### Stored data
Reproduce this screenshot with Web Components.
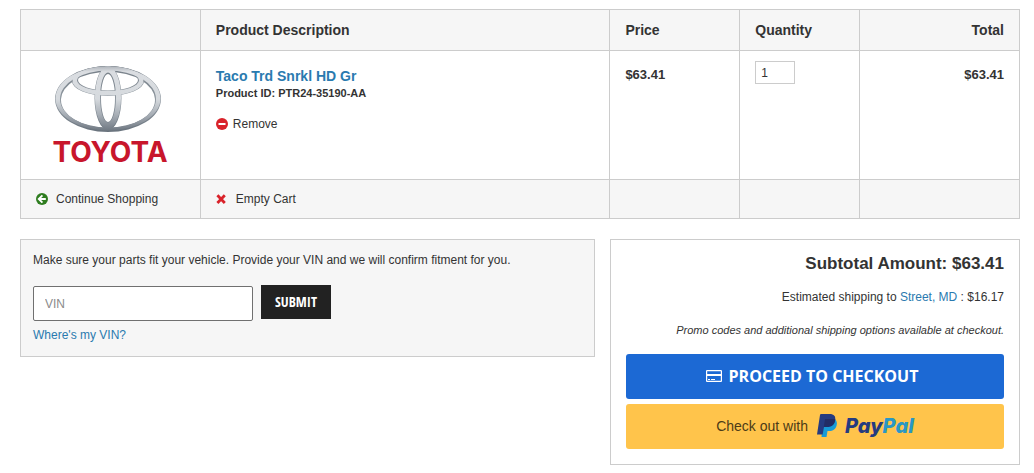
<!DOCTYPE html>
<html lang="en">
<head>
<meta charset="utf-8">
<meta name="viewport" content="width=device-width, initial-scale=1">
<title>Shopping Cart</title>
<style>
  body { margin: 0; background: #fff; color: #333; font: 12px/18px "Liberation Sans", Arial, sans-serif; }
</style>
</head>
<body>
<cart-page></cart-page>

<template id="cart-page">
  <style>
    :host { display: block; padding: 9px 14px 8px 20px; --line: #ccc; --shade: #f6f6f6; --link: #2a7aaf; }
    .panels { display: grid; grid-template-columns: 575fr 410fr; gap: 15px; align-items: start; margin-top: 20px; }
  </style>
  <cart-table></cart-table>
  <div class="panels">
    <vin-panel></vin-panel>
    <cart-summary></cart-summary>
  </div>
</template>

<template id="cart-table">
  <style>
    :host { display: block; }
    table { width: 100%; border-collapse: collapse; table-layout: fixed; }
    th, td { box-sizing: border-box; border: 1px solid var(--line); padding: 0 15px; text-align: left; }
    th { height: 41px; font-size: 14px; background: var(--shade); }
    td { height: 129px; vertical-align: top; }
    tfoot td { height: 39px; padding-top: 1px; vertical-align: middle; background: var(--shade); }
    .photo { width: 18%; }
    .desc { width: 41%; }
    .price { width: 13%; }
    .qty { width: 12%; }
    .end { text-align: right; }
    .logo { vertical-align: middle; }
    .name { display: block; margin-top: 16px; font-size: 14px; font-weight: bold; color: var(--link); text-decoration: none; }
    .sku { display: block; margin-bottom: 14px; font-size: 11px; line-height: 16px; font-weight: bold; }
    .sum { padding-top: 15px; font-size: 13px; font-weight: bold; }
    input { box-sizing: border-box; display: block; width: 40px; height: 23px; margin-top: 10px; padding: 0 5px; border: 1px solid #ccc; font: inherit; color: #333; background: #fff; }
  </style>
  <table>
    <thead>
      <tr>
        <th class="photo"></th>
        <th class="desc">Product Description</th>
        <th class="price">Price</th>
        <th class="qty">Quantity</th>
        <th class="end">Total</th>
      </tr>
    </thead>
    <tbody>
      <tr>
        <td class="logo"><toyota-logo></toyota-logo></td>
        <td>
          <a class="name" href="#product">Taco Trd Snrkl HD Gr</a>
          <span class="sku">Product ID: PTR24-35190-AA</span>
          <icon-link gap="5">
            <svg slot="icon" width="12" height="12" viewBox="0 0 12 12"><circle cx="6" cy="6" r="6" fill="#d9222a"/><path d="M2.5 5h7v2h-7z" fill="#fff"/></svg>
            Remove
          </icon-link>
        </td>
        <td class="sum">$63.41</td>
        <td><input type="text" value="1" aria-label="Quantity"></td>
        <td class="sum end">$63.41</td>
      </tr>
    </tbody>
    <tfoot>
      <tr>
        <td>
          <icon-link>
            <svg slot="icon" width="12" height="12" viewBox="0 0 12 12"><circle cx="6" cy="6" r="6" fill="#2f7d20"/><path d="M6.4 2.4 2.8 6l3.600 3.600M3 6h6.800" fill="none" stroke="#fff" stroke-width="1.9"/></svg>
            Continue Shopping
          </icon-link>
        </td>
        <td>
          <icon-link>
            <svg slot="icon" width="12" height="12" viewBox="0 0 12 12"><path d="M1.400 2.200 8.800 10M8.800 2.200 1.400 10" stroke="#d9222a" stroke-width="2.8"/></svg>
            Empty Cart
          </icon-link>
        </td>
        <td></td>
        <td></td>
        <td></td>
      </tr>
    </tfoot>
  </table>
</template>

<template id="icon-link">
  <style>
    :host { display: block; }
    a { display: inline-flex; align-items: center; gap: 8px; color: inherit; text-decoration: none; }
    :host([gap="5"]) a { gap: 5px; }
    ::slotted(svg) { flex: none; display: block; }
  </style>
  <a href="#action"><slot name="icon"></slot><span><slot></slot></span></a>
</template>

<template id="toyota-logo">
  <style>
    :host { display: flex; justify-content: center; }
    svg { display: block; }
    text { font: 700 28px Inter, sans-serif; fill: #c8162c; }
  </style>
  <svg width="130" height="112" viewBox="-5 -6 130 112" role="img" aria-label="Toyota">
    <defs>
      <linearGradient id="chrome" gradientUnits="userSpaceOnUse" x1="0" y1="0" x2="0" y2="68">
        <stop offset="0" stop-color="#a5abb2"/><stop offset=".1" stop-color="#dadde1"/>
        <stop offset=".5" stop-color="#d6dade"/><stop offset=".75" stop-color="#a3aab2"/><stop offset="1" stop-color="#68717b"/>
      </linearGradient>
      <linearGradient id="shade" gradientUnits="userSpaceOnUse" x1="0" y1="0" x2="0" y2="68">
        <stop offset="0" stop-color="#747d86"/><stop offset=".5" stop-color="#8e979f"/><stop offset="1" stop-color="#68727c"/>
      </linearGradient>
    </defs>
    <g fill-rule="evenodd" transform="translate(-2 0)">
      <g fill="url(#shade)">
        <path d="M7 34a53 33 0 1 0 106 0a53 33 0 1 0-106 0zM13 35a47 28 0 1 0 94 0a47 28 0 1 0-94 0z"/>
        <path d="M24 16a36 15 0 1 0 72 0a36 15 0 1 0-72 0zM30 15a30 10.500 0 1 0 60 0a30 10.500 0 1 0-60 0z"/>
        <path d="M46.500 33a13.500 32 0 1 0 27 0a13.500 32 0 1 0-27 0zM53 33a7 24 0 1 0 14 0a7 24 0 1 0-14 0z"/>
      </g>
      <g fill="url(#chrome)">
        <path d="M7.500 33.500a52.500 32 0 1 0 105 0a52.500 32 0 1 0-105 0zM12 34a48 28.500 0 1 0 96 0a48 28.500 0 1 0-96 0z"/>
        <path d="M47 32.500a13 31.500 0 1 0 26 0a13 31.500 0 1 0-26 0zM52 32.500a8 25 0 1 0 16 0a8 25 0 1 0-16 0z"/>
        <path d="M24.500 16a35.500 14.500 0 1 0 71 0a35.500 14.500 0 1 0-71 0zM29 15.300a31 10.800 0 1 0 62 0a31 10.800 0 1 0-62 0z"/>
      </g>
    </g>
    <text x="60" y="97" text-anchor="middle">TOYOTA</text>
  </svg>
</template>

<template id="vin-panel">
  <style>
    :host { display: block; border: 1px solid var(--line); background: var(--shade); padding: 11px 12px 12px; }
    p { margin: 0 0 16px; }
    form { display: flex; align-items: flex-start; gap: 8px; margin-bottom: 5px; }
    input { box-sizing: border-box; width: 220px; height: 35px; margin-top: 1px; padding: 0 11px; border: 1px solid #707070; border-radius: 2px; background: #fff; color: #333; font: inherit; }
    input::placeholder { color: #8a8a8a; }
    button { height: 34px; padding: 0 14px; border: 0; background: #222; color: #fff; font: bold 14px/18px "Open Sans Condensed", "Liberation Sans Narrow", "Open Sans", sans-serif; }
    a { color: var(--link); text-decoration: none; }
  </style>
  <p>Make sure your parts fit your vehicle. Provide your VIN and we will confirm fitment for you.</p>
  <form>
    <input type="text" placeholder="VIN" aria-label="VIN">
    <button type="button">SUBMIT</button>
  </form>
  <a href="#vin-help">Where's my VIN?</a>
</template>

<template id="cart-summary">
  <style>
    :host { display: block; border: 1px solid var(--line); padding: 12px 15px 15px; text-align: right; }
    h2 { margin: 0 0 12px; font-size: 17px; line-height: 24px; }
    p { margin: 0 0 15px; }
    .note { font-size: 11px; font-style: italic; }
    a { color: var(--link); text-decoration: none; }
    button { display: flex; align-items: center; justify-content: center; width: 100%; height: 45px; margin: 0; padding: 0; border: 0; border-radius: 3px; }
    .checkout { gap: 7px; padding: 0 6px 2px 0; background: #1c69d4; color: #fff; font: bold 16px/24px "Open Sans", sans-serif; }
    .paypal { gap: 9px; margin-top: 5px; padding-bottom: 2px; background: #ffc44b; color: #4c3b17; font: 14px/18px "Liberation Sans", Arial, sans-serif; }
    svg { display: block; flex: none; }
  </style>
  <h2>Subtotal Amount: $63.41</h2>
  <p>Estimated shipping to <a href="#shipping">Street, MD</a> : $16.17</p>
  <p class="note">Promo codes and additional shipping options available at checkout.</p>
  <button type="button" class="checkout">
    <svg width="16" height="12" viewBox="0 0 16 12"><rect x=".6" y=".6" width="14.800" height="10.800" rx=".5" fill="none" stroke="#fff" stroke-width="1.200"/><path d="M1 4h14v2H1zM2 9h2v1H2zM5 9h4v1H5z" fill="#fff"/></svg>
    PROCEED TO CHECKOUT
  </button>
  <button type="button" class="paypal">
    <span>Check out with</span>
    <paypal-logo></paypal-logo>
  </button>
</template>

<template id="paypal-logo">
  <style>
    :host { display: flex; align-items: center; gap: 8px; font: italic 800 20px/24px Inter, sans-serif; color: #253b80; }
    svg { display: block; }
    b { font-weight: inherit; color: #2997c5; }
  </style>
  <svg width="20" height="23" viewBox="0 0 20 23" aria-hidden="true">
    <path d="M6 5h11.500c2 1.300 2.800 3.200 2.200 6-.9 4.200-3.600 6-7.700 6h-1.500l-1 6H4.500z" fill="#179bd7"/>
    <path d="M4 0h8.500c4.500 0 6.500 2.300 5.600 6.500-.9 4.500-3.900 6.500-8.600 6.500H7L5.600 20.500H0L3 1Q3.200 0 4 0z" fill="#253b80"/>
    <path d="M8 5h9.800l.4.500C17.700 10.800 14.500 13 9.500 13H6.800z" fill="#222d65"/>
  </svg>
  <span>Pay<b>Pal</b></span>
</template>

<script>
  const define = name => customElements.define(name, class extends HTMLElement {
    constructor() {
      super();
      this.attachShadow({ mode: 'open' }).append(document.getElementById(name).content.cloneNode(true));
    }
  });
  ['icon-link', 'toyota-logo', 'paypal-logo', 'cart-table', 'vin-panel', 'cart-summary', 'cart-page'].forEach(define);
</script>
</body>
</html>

### Written exercise
Return only the lines running from the top of the data to the line that holds "<cart-page></cart-page>". Include both of those lines, but skip the pictures.

### Solved problem
Reproduce this screenshot with Web Components.
<!DOCTYPE html>
<html lang="en">
<head>
<meta charset="utf-8">
<meta name="viewport" content="width=device-width, initial-scale=1">
<title>Shopping Cart</title>
<style>
  body { margin: 0; background: #fff; color: #333; font: 12px/18px "Liberation Sans", Arial, sans-serif; }
</style>
</head>
<body>
<cart-page></cart-page>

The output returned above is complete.